All operations written as part of SONIC have a similar form to the commented example below:
// Dense matrix-matrix convolution (3D)
void task_dm_conv() {
mat_t *src = PEEK_STACK(mat_stack, 0); // Pop source matrix off stack
mat_t *dest = PEEK_STACK(mat_stack, 1); // Pop destination matrix off stack
mat_t *inter = buffer; // Secondary buffer
mat_t *filter = PEEK_STACK(mat_stack, 2); // Pop filter matrix off stack
uint16_t rows = MAT_GET_DIM(dest, 0); // Get rows
uint16_t cols = MAT_GET_DIM(dest, 1); // Get columns
MAT_RESHAPE(inter, rows, cols); // Reshape secondary buffer to match shape of destination
uint16_t flayers = MAT_GET_DIM(filter, 0); // Get filter layers
uint16_t frows = MAT_GET_DIM(filter, 1); // Get filter rows
uint16_t fcols = MAT_GET_DIM(filter, 2); // Get filter columns
// Test if swap required (double-buffering action)
mat_t *tmp = dest;
if(CUR_SCRATCH[3]) { // Swap buffers
dest = inter;
inter = tmp;
}
// Restore variables that control place in computation
uint16_t k = CUR_SCRATCH[0]; // Current filter layer
uint16_t l = CUR_SCRATCH[1]; // Current filter row
uint16_t n = CUR_SCRATCH[2]; // Current filter column
uint16_t i_stride = CUR_SCRATCH[4] / params.stride[1]; // y stride
uint16_t j_stride = CUR_SCRATCH[5] / params.stride[2]; // x stride
// Apply filter weight to entire matrix update destination
for(uint16_t i = CUR_SCRATCH[4];
i < rows * params.stride[1]; i = (CUR_SCRATCH[4] += params.stride[1])){ // Loop continuation
for(uint16_t j = CUR_SCRATCH[5];
j < cols * params.stride[2]; j = (CUR_SCRATCH[5] += params.stride[2])){ // Loop continuation
fixed w = 0;
// Check if same padding or current place in computation valid under valid padding
if(!params.same_padding || (i + l < MAT_GET_DIM(src, 1) &&
j + n < MAT_GET_DIM(src, 2))) {
// Do multiplication of filter and source
w = F_MUL(MAT_GET(filter, k, l, n),
MAT_GET(src, k, i + l, j + n));
}
// If first value being applied, then don't add to previous value
if(k == 0 && l == 0 && n == 0) { // Zero
MAT_SET(dest, w, i_stride, j_stride);
j_stride++;
continue;
}
// Get intermediate value, update destination
w = F_ADD(w, MAT_GET(inter, i_stride, j_stride));
MAT_SET(dest, w, i_stride, j_stride);
j_stride++;
}
j_stride = 0;
i_stride++;
// Reset inner-loop
CUR_SCRATCH[5] = 0;
}
scratch_bak[0] = k;
scratch_bak[1] = l;
// Update current place in computation (i.e. go to next filter value)
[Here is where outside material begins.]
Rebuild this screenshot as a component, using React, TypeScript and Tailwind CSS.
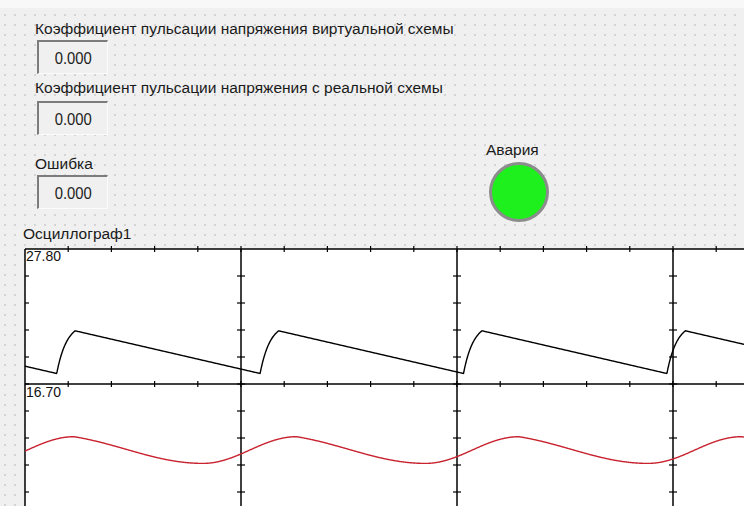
import React from 'react';

const W = 719;
const H = 257;
const GRID_X = [0, 216, 432, 648];
const GRID_Y = [0, 135];

// sawtooth: fast exponential charge, then a slow linear discharge
function sawPoints() {
  const period = 203.4;
  const rise = 18.5;
  const yMin = 124.5;
  const yPeak = 81.8;
  const tau = 10;
  const firstMin = 31.7;
  const pts: string[] = [];
  for (let x = 0; x <= W; x += 0.5) {
    const t = (((x - firstMin) % period) + period) % period;
    let y: number;
    if (t < rise) {
      y = yMin - ((yMin - yPeak) * (1 - Math.exp(-t / tau))) / (1 - Math.exp(-rise / tau));
    } else {
      y = yPeak + ((yMin - yPeak) * (t - rise)) / (period - rise);
    }
    pts.push(`${x},${y.toFixed(2)}`);
  }
  return pts.join(' ');
}

// ripple: smooth wave, longer falling half with a sharper crest
function ripplePoints() {
  const period = 222.5;
  const fall = 129;
  const firstPeak = 49;
  const yP = 187.7;
  const yT = 214.4;
  const pts: string[] = [];
  for (let x = 0; x <= W; x += 0.5) {
    const t = (((x - firstPeak) % period) + period) % period;
    let y: number;
    if (t < fall) {
      const s = t / fall;
      const f = 0.5 * ((1 - Math.cos(Math.PI * s)) / 2) + 0.5 * Math.sin((Math.PI * s) / 2);
      y = yP + (yT - yP) * f;
    } else {
      const s = (t - fall) / (period - fall);
      y = yT - ((yT - yP) * (1 - Math.cos(Math.PI * s))) / 2;
    }
    pts.push(`${x},${y.toFixed(2)}`);
  }
  return pts.join(' ');
}

const Ticks = () => {
  const lines: React.ReactNode[] = [];
  GRID_Y.forEach((gy) => {
    for (let k = 1; k * 43.2 <= W; k++) {
      const x = k * 43.2;
      lines.push(<line key={`h${gy}-${k}`} x1={x} x2={x} y1={gy - 3} y2={gy + 3} />);
    }
  });
  GRID_X.forEach((gx) => {
    for (let k = 1; k * 27 <= H; k++) {
      const y = k * 27;
      lines.push(<line key={`v${gx}-${k}`} x1={gx === 0 ? 0 : gx - 4} x2={gx + 4} y1={y} y2={y} />);
    }
  });
  return <g stroke="#000" strokeWidth={1.2}>{lines}</g>;
};

const ValueBox = ({ value }: { value: string }) => (
  <div className="ml-[2px] w-[71px] h-[34px] border-t-2 border-l-2 border-r border-b border-t-[#7c7c7c] border-l-[#7c7c7c] border-r-[#fbfbfb] border-b-[#fbfbfb] bg-[#f0f0f0] flex items-center justify-center">
    <span className="text-[17px] leading-none text-[#222] scale-x-[0.87] mt-[2px]">{value}</span>
  </div>
);

const Label = ({ children, className = '' }: { children: React.ReactNode; className?: string }) => (
  <div className={`text-[15.5px] leading-[16px] text-[#1a1a1a] whitespace-nowrap ${className}`}>{children}</div>
);

export default function App() {
  return (
    <div className="w-[744px] h-[506px] overflow-hidden bg-[#f0f0f0] bg-[radial-gradient(circle,#d4d4d4_0.8px,transparent_1.2px)] bg-[length:10px_10px] flex flex-col font-['Liberation_Sans',Arial,sans-serif]">
      <div className="h-[8px] shrink-0 bg-[#f8f8f8]" />

      {/* measurements + alarm lamp */}
      <div className="flex h-[218px] shrink-0">
        <div className="w-[486px] pl-[35px] pt-[13px] flex flex-col">
          <Label>Коэффициент пульсации напряжения виртуальной схемы</Label>
          <div className="mt-[3px]">
            <ValueBox value="0.000" />
          </div>
          <Label className="mt-[6px]">Коэффициент пульсации напряжения с реальной схемы</Label>
          <div className="mt-[5px]">
            <ValueBox value="0.000" />
          </div>
          <Label className="mt-[21px]">Ошибка</Label>
          <div className="mt-[3px]">
            <ValueBox value="0.000" />
          </div>
        </div>
        <div className="pt-[134px] flex flex-col">
          <Label>Авария</Label>
          <div className="mt-[4px] ml-[3px] w-[60px] h-[60px] rounded-full border-[3px] border-[#8c8c8c] bg-[#1ef01e]" />
        </div>
      </div>

      <Label className="pl-[23px]">Осциллограф1</Label>

      {/* oscilloscope */}
      <div className="mt-[7px] flex flex-1">
        <div className="w-[25px] shrink-0" />
        <div className="relative flex-1 bg-white">
          <svg width={W} height={H} className="overflow-visible block">
            <g stroke="#000" strokeWidth={1.5}>
              {GRID_X.map((x) => (
                <line key={x} x1={x} x2={x} y1={0} y2={H} />
              ))}
              {GRID_Y.map((y) => (
                <line key={y} x1={0} x2={W} y1={y} y2={y} />
              ))}
            </g>
            <Ticks />
            <polyline points={sawPoints()} fill="none" stroke="#000" strokeWidth={1.4} />
            <polyline points={ripplePoints()} fill="none" stroke="#c8232f" strokeWidth={1.4} />
          </svg>
          <span className="absolute left-[1px] top-0 text-[14px] leading-[14px] text-[#111]">27.80</span>
          <span className="absolute left-[1px] top-[136px] text-[14px] leading-[14px] text-[#111]">16.70</span>
        </div>
      </div>
    </div>
  );
}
// Increment current filter layers
if(n + 1 == fcols && l + 1 == frows) {
scratch_bak[0] = k + 1;
scratch_bak[1] = 0;
} else if(n + 1 == fcols) { // Increment current filter rows
scratch_bak[1] = l + 1;
}
// Increment current filter columns
scratch_bak[2] = (n + 1 == fcols) ? 0 : n + 1;
// Switch buffers (determines which buffer writing to during next iteration)
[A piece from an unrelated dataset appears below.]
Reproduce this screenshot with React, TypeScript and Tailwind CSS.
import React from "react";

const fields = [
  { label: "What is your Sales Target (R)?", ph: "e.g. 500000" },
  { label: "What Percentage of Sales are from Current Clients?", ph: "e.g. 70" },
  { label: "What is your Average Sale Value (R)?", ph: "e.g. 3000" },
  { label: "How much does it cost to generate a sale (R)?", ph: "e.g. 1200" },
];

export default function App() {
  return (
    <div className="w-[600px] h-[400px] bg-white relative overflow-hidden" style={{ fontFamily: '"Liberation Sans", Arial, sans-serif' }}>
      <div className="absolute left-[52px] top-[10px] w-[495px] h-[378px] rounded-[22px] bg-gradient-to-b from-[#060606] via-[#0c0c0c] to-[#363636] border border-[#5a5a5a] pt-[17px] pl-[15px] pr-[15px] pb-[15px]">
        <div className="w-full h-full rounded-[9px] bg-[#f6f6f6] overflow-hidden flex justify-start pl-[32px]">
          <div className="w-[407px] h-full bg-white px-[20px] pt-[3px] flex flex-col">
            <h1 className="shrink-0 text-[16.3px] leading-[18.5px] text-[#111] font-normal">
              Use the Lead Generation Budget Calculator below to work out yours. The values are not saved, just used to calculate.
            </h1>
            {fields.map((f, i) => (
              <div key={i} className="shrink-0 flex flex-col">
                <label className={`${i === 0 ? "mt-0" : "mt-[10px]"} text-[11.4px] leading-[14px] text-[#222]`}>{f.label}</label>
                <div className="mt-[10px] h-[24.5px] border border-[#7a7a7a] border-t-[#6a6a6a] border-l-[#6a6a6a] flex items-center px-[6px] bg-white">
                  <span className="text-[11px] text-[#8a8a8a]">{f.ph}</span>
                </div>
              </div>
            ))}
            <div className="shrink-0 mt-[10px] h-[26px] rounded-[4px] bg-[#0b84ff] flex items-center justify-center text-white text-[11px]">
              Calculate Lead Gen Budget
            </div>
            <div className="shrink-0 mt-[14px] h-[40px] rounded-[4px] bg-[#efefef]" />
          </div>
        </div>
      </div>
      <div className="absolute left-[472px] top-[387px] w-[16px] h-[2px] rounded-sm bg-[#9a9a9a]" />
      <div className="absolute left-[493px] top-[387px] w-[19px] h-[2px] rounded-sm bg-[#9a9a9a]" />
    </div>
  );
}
scratch_bak[3] = CUR_SCRATCH[3] ^ 0x01;
scratch_bak[4] = 0; // Reset loop index
// Do the commits
write_to_gbuf((uint8_t *)(scratch_bak),
(uint8_t *)(CUR_SCRATCH), sizeof(uint16_t));
write_to_gbuf((uint8_t *)(scratch_bak + 1),
(uint8_t *)(CUR_SCRATCH + 1), sizeof(uint16_t));
write_to_gbuf((uint8_t *)(scratch_bak + 2),
(uint8_t *)(CUR_SCRATCH + 2), sizeof(uint16_t));
write_to_gbuf((uint8_t *)(scratch_bak + 4),
(uint8_t *)(CUR_SCRATCH + 4), sizeof(uint16_t));
if(!(k + 1 == flayers && l + 1 == frows && n + 1 == fcols)) {
write_to_gbuf((uint8_t *)(scratch_bak + 3),
(uint8_t *)(CUR_SCRATCH + 3), sizeof(uint16_t));
transition_to(CUR_TASK);
}
// Test to see if final result written to secondary buffer
if(CUR_SCRATCH[3]) { // Copy secondary buffer to destination matrix
for(uint16_t i = CUR_SCRATCH[6]; i < rows; i = (++CUR_SCRATCH[6])){
for(uint16_t j = CUR_SCRATCH[7]; j < cols; j = (++CUR_SCRATCH[7])){
MAT_SET(inter, MAT_GET(dest, i, j), i, j);
}
CUR_SCRATCH[7] = 0;
}
}
// Remove items from stack (safe operation)
POP_STACK(mat_stack, 3);
// Setup clean (i.e. resetting scratch_bak and CUR_SCRATCH control variables)
setup_cleanup(CUR_TASK);
// Transition to cleanup and then to return_task
TRANSITION_TO(task_cleanup);
}
All operations have roughly the same structure and follow:
- Get variables from stack and get required dimensions
- Do any other sort of setup required (e.g. setup position and index for sparse operations)
- Check and swap buffers if required
- Do a partial computation
- Update control variables
- Check stopping condition and transition to same task if not finished
- Copy secondary buffer into destination if required
- Cleanup and transition back
Note: whenever a commit is required we utilize write_to_gbuf (from libalpaca) and transition to the current task to trigger Alpaca to commit.